Resumo:
Vanadis®8 tool steel is a material manufactured by powder metallurgy, widely used in the manufacture of dies, punches, tools for cutting and cold forming. This high-performance steel has a high carbon content in its chemical composition combined with the alloy elements Chromium, Molybdenum
and Vanadium, with mechanical properties of high wear resistance, high tenacity, excellent dimensional stability, being applied in tools that require high durability. Furthermore, Vanadis®8 has high value-added , and when this material is machined, the process generates chips that are sold as scrap to companies that use remelting in their processes, an expensive technique that degrades the environment environment. Thus, this study aims to reuse Vanadis R 8, using the powder metallurgy route.

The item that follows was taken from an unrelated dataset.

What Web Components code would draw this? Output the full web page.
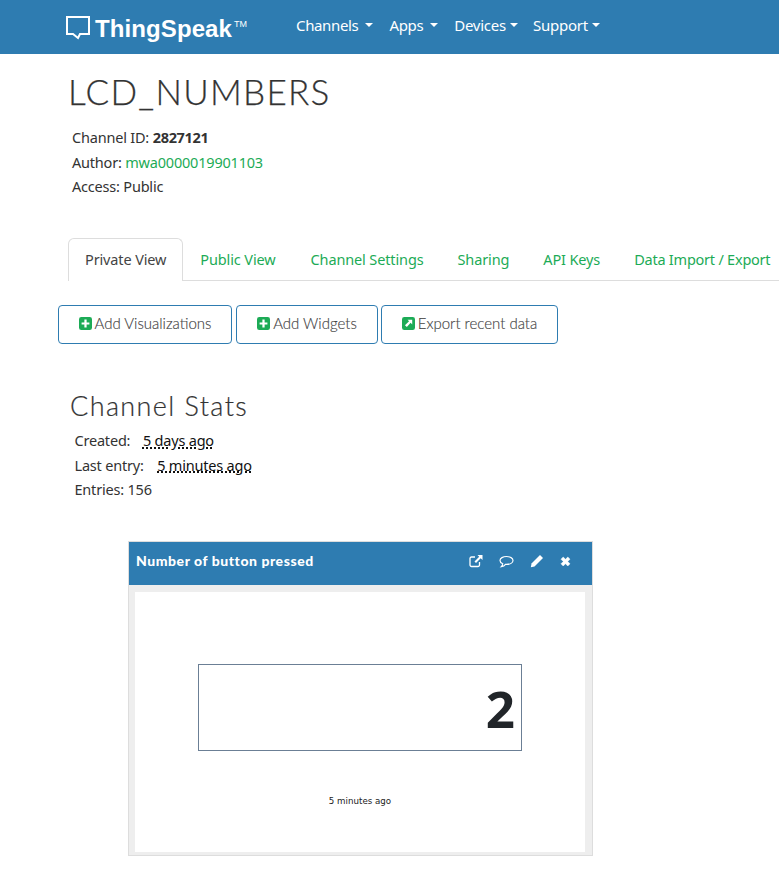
<!DOCTYPE html>
<html lang="en">
<head>
<meta charset="utf-8">
<title>LCD_NUMBERS - ThingSpeak</title>
<style>
html, body { margin: 0; padding: 0; background: #fff; overflow: hidden; }
body { font-family: "Noto Sans", "Open Sans", sans-serif; color: #333; width: 779px; height: 869px; }
</style>
</head>
<body>
<ts-navbar></ts-navbar>
<ts-channel-head name="LCD_NUMBERS" channel="2827121" author="mwa0000019901103" access="Public"></ts-channel-head>
<ts-tabs></ts-tabs>
<ts-actions>
  <ts-button icon="plus" style="width:174px">Add Visualizations</ts-button>
  <ts-button icon="plus" style="width:142px">Add Widgets</ts-button>
  <ts-button icon="export" style="width:177px;margin-left:-1px">Export recent data</ts-button>
</ts-actions>
<ts-stats created="5 days ago" last="5 minutes ago" entries="156"></ts-stats>
<ts-widget title="Number of button pressed" value="2" ago="5 minutes ago"></ts-widget>

<script>
const BODY_FONT = `"Noto Sans", "Open Sans", sans-serif`;

class TsNavbar extends HTMLElement {
    constructor() {
        super();
        const items = [['Channels', 0], ['Apps', 16], ['Devices', 16], ['Support', 15]];
        this.attachShadow({mode: 'open'}).innerHTML = `
<style>
:host { display: flex; align-items: center; height: 54px; background: #2e7cb1; color: #fff; padding-left: 66px; box-sizing: border-box; }
.logo { display: flex; align-items: center; width: 230px; flex: none; }
svg { display: block; flex: none; }
.word { font: bold 24px "Liberation Sans", sans-serif; letter-spacing: .1px; margin-left: 5px; line-height: 30px; margin-top: 3px; }
.tm { font: 9px "Liberation Sans", sans-serif; align-self: flex-start; margin: 8px 0 0 2px; }
a { font: 15px/20px ${BODY_FONT}; letter-spacing: -.35px; display: flex; align-items: center; white-space: nowrap; margin-top: -5px; }
i { display: block; width: 0; height: 0; border: 4px solid transparent; border-top-color: #fff; border-bottom: 0; margin-left: 7px; }
a.tight { letter-spacing: -.25px; }
a.tight i { margin-left: 4px; }
</style>
<div class="logo">
  <svg width="24" height="25" viewBox="0 0 24 25"><path d="M1 2h22v17H14l-2 4-5-4H1z" fill="none" stroke="#fff" stroke-width="2"/></svg>
  <span class="word">ThingSpeak</span><span class="tm">TM</span>
</div>
${items.map(([t, m], n) => `<a class="${n > 1 ? 'tight' : ''}" style="margin-left:${m}px">${t}<i></i></a>`).join('')}`;
    }
}

class TsChannelHead extends HTMLElement {
    constructor() {
        super();
        const a = n => this.getAttribute(n);
        this.attachShadow({mode: 'open'}).innerHTML = `
<style>
:host { display: block; padding: 16px 0 0 68px; height: 184px; box-sizing: border-box; }
h1 { font: 300 35px/42px Lato, sans-serif; letter-spacing: 1.3px; color: #333; margin: 0 0 13px; -webkit-text-stroke: .25px #333; }
p { font: 14.5px/24.5px ${BODY_FONT}; letter-spacing: -.2px; color: #333; margin: 0 0 0 4px; }
b { font-weight: 700; letter-spacing: -.3px; }
a { color: #1cab56; }
</style>
<h1>${a('name')}</h1>
<p>Channel ID: <b>${a('channel')}</b></p>
<p>Author: <a>${a('author')}</a></p>
<p>Access: ${a('access')}</p>`;
    }
}

class TsTabs extends HTMLElement {
    constructor() {
        super();
        const tabs = ['Public View', 'Channel Settings', 'Sharing', 'API Keys', 'Data Import / Export'];
        this.attachShadow({mode: 'open'}).innerHTML = `
<style>
:host { display: flex; height: 43px; box-sizing: border-box; margin-left: 68px; border-bottom: 1px solid #ddd; }
a { font: 14.5px/42px ${BODY_FONT}; letter-spacing: -.13px; color: #1cab56; padding: 0 17px; white-space: nowrap; height: 42px; }
a:nth-child(3) { padding-right: 18px; }
a:last-child { letter-spacing: -.23px; }
a.on { color: #444; border: 1px solid #ddd; border-bottom: 0; height: 43px; line-height: 40px; border-radius: 6px 6px 0 0; background: #fff; padding: 0 16px; box-sizing: border-box; }
</style>
<a class="on">Private View</a>
${tabs.map(t => `<a>${t}</a>`).join('')}`;
    }
}

class TsActions extends HTMLElement {
    constructor() {
        super();
        this.attachShadow({mode: 'open'}).innerHTML = `
<style>:host { display: flex; gap: 4px; padding: 24px 0 0 58px; }</style>
<slot></slot>`;
    }
}

class TsButton extends HTMLElement {
    constructor() {
        super();
        const glyph = this.getAttribute('icon') === 'plus'
            ? `<path d="M5.800 2.800h2.400v3h3v2.400h-3v3H5.800v-3h-3V5.800h3z" fill="#fff"/>`
            : `<path d="M6 3h5v5L9.300 6.300 5.200 10.800 3.200 8.800l4.400-4.200z" fill="#fff"/>`;
        this.attachShadow({mode: 'open'}).innerHTML = `
<style>
:host { display: flex; align-items: center; justify-content: center; box-sizing: border-box; height: 39px; border: 1px solid #2e7cb1; border-radius: 4px; background: #fff; font: 300 15px Lato, sans-serif; color: #444; white-space: nowrap; padding-bottom: 3px; -webkit-text-stroke: .15px #444; }
svg { display: block; margin-right: 3px; flex: none; }
</style>
<svg width="13" height="13" viewBox="0 0 14 14"><rect width="14" height="14" rx="2.5" fill="#1cab56"/>${glyph}</svg><slot></slot>`;
    }
}

class TsStats extends HTMLElement {
    constructor() {
        super();
        const a = n => this.getAttribute(n);
        this.attachShadow({mode: 'open'}).innerHTML = `
<style>
:host { display: block; padding: 45px 0 0 70px; height: 197px; box-sizing: border-box; }
h2 { font: 300 27px/33px Lato, sans-serif; letter-spacing: 1.4px; color: #333; margin: 0 0 6px; -webkit-text-stroke: .2px #333; }
p { font: 14.5px/24.5px ${BODY_FONT}; letter-spacing: -.2px; color: #333; margin: 0 0 0 4.5px; white-space: pre; }
abbr { color: #111; text-decoration: underline dotted #111; text-decoration-thickness: 1.5px; text-underline-offset: 1px; margin-left: 9px; }
</style>
<h2>Channel Stats</h2>
<p>Created: <abbr>${a('created')}</abbr></p>
<p>Last entry: <abbr style="margin-left:10px">${a('last')}</abbr></p>
<p>Entries: ${a('entries')}</p>`;
    }
}

class TsWidget extends HTMLElement {
    constructor() {
        super();
        const a = n => this.getAttribute(n);
        this.attachShadow({mode: 'open'}).innerHTML = `
<style>
:host { display: block; width: 465px; height: 315px; margin-left: 128px; box-sizing: border-box; border: 1px solid #ddd; background: #eee; }
header { display: flex; align-items: center; height: 43px; box-sizing: border-box; background: #2e7cb1; color: #fff; padding: 0 20px 5px 7px; }
h3 { font: 900 14px Lato, sans-serif; letter-spacing: .55px; margin: -2px 0 0; flex: 1; }
.icons { display: flex; align-items: center; gap: 16px; }
svg { display: block; }
svg:last-child { margin-left: -1px; }
.body { display: flex; flex-direction: column; align-items: center; margin: 7px 7px 3px 6px; height: 260px; background: #fff; padding-top: 72px; box-sizing: border-box; }
.lcd { width: 324px; height: 87px; box-sizing: border-box; border: 1px solid #6b7f95; text-align: right; padding-right: 6px; font: bold 51px/86px "Open Sans", sans-serif; color: #212529; flex: none; }
.ago { font: 8.7px "DejaVu Sans", sans-serif; color: #222; margin-top: 45px; }
</style>
<header>
  <h3>${a('title')}</h3>
  <div class="icons">
    <svg width="14" height="14" viewBox="0 0 14 14"><path d="M6 3H2.500A1.500 1.500 0 0 0 1 4.500v6.500A1.500 1.500 0 0 0 2.500 12.500H9A1.500 1.500 0 0 0 10.500 11V8" fill="none" stroke="#fff" stroke-width="1.300"/><path d="M8.500 1H13.500V6L11.700 4.200 7 9 5.500 7.500 10.200 2.800z" fill="#fff"/></svg>
    <svg width="15" height="13" viewBox="0 0 15 13"><path d="M7.500 1.500C4 1.500 1 3.200 1 5.500c0 1.500 1.200 2.600 2.700 3.200C3.600 10 3 11 2.300 11.700c1.800-.2 3.300-1 4.200-2.300h1c3.500 0 6.500-1.600 6.500-3.900S11 1.500 7.500 1.500z" fill="none" stroke="#fff" stroke-width="1.200"/></svg>
    <svg width="14" height="14" viewBox="0 0 14 14"><path d="M10 1l3 3-8.500 8.500L.8 13.200l.7-3.700z" fill="#fff"/></svg>
    <svg width="13" height="13" viewBox="0 0 13 13"><path d="M2 4.200L4.200 2 6.500 4.300 8.800 2 11 4.200 8.700 6.500 11 8.800 8.800 11 6.500 8.700 4.200 11 2 8.800 4.300 6.500z" fill="#fff" stroke="#fff" stroke-width=".5" stroke-linejoin="round"/></svg>
  </div>
</header>
<div class="body">
  <div class="lcd">${a('value')}</div>
  <div class="ago">${a('ago')}</div>
</div>`;
    }
}

customElements.define('ts-navbar', TsNavbar);
customElements.define('ts-channel-head', TsChannelHead);
customElements.define('ts-tabs', TsTabs);
customElements.define('ts-actions', TsActions);
customElements.define('ts-button', TsButton);
customElements.define('ts-stats', TsStats);
customElements.define('ts-widget', TsWidget);
</script>
</body>
</html>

For this, it was realized the obtaining of the powders by the High Energy Milling in two phases. In the first phase of HEM, carbides of (Vanadium VC and Molybdenum Mo2C) were added during the milling process with a concentration of 3 %, in order to improve the mechanical properties. The parameters used were rotation 350 rpm, mass / ball ratio (1:15) and milling time 4, 8 and 12 hours. In order to technically determine the most efficient configuration, analyzes were made such as: MO, SEM, DRX, Laser Diffraction, average crystallite size and degree of crystallinity. In the second phase of HEM, the factorial DOE and the DOE RSM were used to define the most significant parameters and to equate the model obtained by the responses of the laser diffraction and screening experiments. The parameter ranges in the second phase of the HEM were rotation 300–400 rpm, mass / ball ratio (1:15) and grinding time 12–50 hours. The analysis of variance (ANOVA) of the experiments, showed that for the laser diffraction the adjustments for the answers were inconclusive, due to the low value of R2ad j. For the sieving experiment the adjustment of the responses showed a modeling within the
acceptable limits, in which it is possible to obtain its equation. Through the results it was possible to conclude that the mixing of the powder of V®8 with the addition of 3%of VC was the most efficient configuration for the reduction of particles, and with DOE RSM, it was determined that rotation was the most significant parameter. In addition, it was possible to notice by the DOE RSM modeling, that the greater the rotation and the time, the smaller the particle size, being that in the rotation of 400 rpm and time of 50 hours of grinding, the process managed to transform 78 % of the powders in particles with the same characteristics as those sold commercially, while with 400 rpm and 28 hours of grinding the process managed to reach 60 % efficiency, this configuration being the most economically viable.